As a demonstration, the figure below shows three permutations of the location of different asset types within a geographic region. The hazard intensity level is shown by the blue to red shading. In each permutation, the different assets are in different locations. The total number of each type of asset remains the same within the region. Therefore, depending on the permutation, the hazard levels that building types are exposed to varies. This is reflected in the resulting damage index values for the region, shown below.

Example of permutation of asset types

Fig. 3 Demonstration of permutation of exposure. In each panel, the number of each asset type is the same, but they are randomly assigned to the asset locations.

In each permutation, the hazard intensity sampled by the assets of one type will vary, leading to different levels of loss among those assets. This results in a different distribution of losses across the region. Below is the distribution of structural loss ratio for each iteration across the region.

Distribution of loss for different permutations of exposure

Fig. 4 Distribution of structural loss ratio across the geographic region. The vertical line indicates the mean loss ration in the region. Note the value changes slightly between iterations.
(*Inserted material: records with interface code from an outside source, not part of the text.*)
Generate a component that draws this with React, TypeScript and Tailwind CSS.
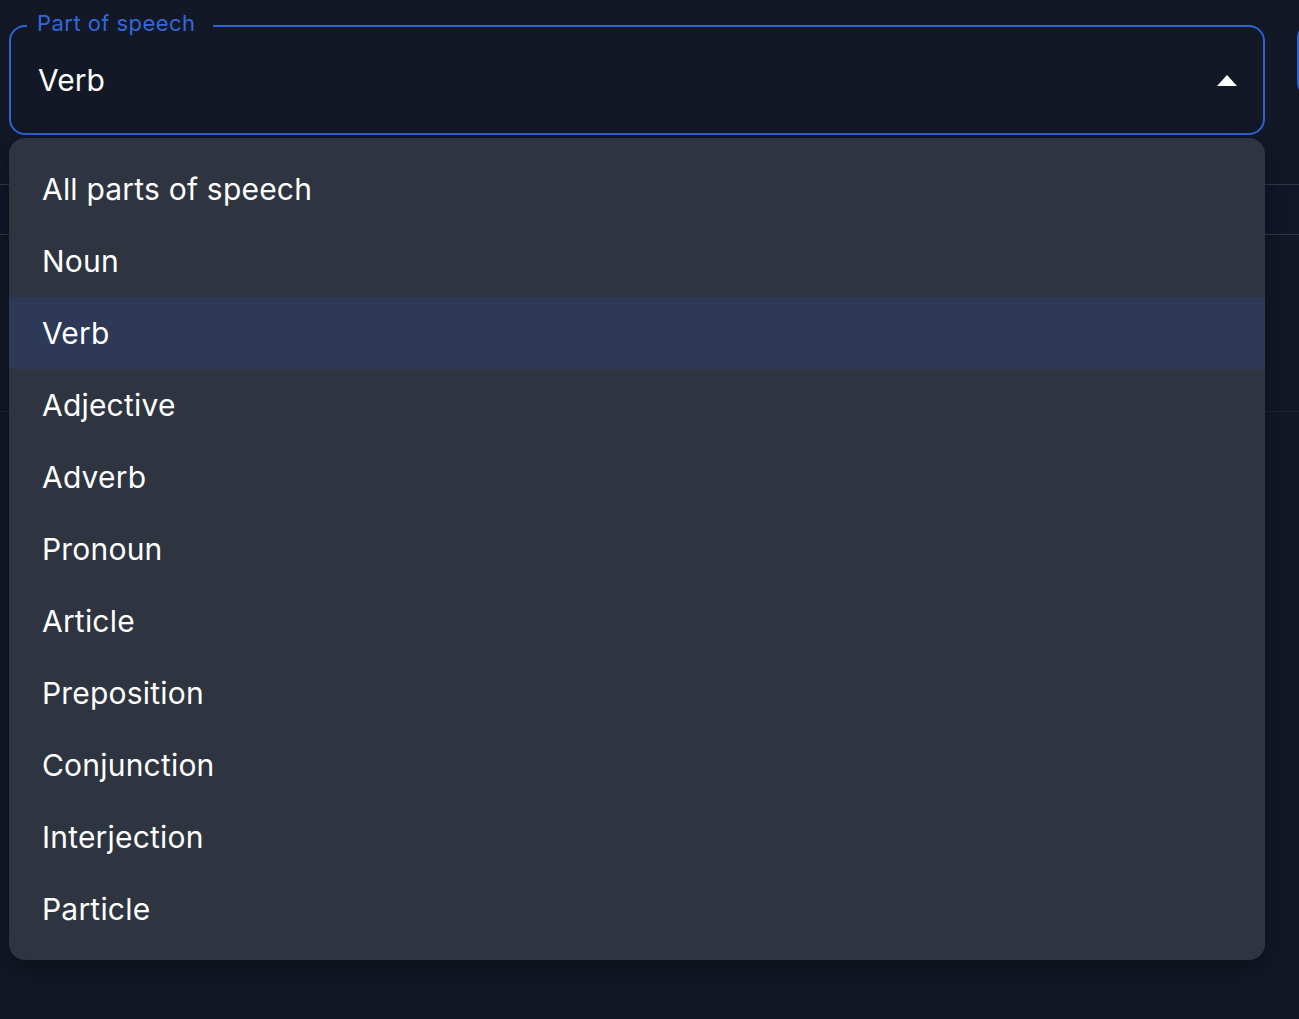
import React from "react";

const items = [
  "All parts of speech",
  "Noun",
  "Verb",
  "Adjective",
  "Adverb",
  "Pronoun",
  "Article",
  "Preposition",
  "Conjunction",
  "Interjection",
  "Particle",
];

export default function App() {
  return (
    <div
      className="relative w-[1299px] h-[1019px] overflow-hidden bg-[#121826] text-white flex flex-col"
      style={{ fontFamily: "Inter, 'Noto Sans', sans-serif" }}
    >
      {/* toolbar row */}
      <div className="flex items-start pt-[25px] pl-[9px] gap-[32px]">
        {/* select field */}
        <div className="relative shrink-0 w-[1256px] h-[110px] rounded-[16px] border-2 border-[#2f63d4] bg-[#131826]">
          <span className="absolute left-[16px] top-[-17px] pl-[10px] pr-[17px] bg-[#121826] text-[22px] leading-[26px] text-[#3468d8] tracking-[0.45px]">
            Part of speech
          </span>
          <div className="flex items-center h-full pl-[27px] pr-[26px] justify-between">
            <span className="text-[30px] leading-none text-white">Verb</span>
            <svg width="20" height="11" viewBox="0 0 20 11">
              <path d="M0 11 L10 0 L20 11 Z" fill="white" />
            </svg>
          </div>

          {/* dropdown menu (overlay) */}
          <div className="absolute left-[-2px] top-[111px] w-[1256px] rounded-[16px] bg-[#2e3440] py-[15px] shadow-[0_8px_24px_rgba(0,0,0,0.35)] overflow-hidden z-10">
            {items.map((it) => (
              <div
                key={it}
                className={
                  "h-[72px] flex items-center pl-[33px] text-[30px] tracking-[0.2px] text-white " +
                  (it === "Verb" ? "bg-[#2d3957]" : "")
                }
              >
                {it}
              </div>
            ))}
          </div>
        </div>
        <div className="shrink-0 w-[40px] h-[70px] rounded-[12px] bg-[#2f63d4]" />
      </div>

      {/* table behind the menu */}
      <div className="mt-[49px] h-[51px] border-y border-[#323846] bg-[#111729]" />
      <div className="h-[177px] border-b border-[#1c2433]" />
    </div>
  );
}
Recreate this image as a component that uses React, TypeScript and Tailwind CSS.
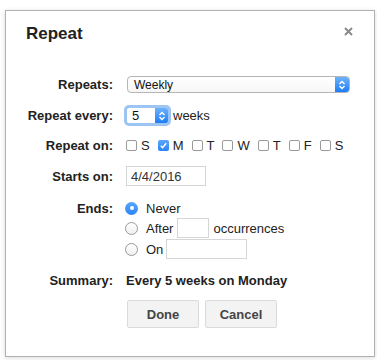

If there is greater variability in the hazard across the region, we are likely to see greater variability in the resulting distribution. In contrast, if the hazard level is uniform across the region, then there will be little to no variability in the permutations. Similarly a more diverse range of asset types (specifically with a wide range of vulnerabilities) will lead to greater variability as well, when there’s at least moderate variability in the hazard level.